Tuesday, March 20, 2012

My Favorite Place: Mrauk U, Burma


I love ruins. I’ve climbed Mayan pyramids, sat in Greek amphitheaters and walked lost Roman roads. It’s not the literal history that draws me -- I don't care that much about kings I'd never heard of before -- but the atmosphere that feels the dream worlds Chip, Nancy and I would concoct in my backyard fort as a kid.

A lot of people have been calling Burma's main archaeological site Bagan's 4000 temples as something like 'the next Angkor Wat' (actually I make the case today for BBC.com/travel and post a video on Lonely Planet). To me, the ancient Rakhaing capital of Mrauk U -- lost in a remote corner of Burma by the Bangladesh border -- offers more. A site that's not as expansive or artistic as Bagan or Angkor Wat, but more "alive," as there's full overlap between village life and archeological site of 700-some 500-year-old stupas and temples.


Actually I learned the fun begins before you get there. No public roads reach Mrauk U. So after a short flight from Yangon to the faded port city of Sittwe, I boarded a huge double-deck local ferry for the lazy six-hour ride up the Kaladan River, east from the Bay of Bengal. We stopped every hour or so to let on locals, who sat around me in wooden lounge chairs and snacked on insects sold on the stick.
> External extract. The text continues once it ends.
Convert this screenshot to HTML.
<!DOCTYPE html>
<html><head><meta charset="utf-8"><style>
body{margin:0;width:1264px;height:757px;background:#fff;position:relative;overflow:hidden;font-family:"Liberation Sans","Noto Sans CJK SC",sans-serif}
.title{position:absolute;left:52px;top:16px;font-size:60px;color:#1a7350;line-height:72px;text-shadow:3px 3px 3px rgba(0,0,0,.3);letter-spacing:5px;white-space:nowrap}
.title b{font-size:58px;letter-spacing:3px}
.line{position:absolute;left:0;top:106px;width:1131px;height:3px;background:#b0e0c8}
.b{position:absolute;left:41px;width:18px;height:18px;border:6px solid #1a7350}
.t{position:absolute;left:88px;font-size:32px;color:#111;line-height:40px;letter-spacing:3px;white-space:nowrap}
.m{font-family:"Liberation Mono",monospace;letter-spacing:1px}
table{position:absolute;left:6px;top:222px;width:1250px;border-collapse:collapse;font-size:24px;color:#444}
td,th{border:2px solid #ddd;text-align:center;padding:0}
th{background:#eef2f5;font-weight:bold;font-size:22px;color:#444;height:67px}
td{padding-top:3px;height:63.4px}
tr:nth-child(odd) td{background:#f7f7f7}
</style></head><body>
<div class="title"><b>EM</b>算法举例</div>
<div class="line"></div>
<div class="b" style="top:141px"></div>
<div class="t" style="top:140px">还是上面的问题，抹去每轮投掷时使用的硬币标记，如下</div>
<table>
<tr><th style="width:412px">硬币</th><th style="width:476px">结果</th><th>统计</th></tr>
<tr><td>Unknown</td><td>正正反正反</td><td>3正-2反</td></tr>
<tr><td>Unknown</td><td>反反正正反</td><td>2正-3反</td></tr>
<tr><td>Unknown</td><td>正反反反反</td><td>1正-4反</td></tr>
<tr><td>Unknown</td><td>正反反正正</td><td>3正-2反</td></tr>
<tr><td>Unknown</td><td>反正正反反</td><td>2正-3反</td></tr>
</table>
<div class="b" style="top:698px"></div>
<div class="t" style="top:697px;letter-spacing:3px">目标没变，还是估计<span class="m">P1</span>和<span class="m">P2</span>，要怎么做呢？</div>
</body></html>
One monk in a saffron robe sitting next to me pointed out the tallest of a distant range of Dr Seuss-like hills. “That is Mt 500 Ducks."


A few hours later, the sky then darkened and filled with a smear of thousands of stars, I wrapped up in a borrowed blanket to escape the chill. I could barely see a few feet before my face, then -- as Mrauk U grew neared -- I could just make out on the onshore chatter of a barely visible group of local men, wearing skirt-like longyis, circling a fire before a thatch hut. It felt like a trip back in time.

Early depictions of Mrauk U sometimes show it as a dreamy sci-fi cityscape of skyscrapers connected by air towers. The real thing is just as magical. More people should know about it.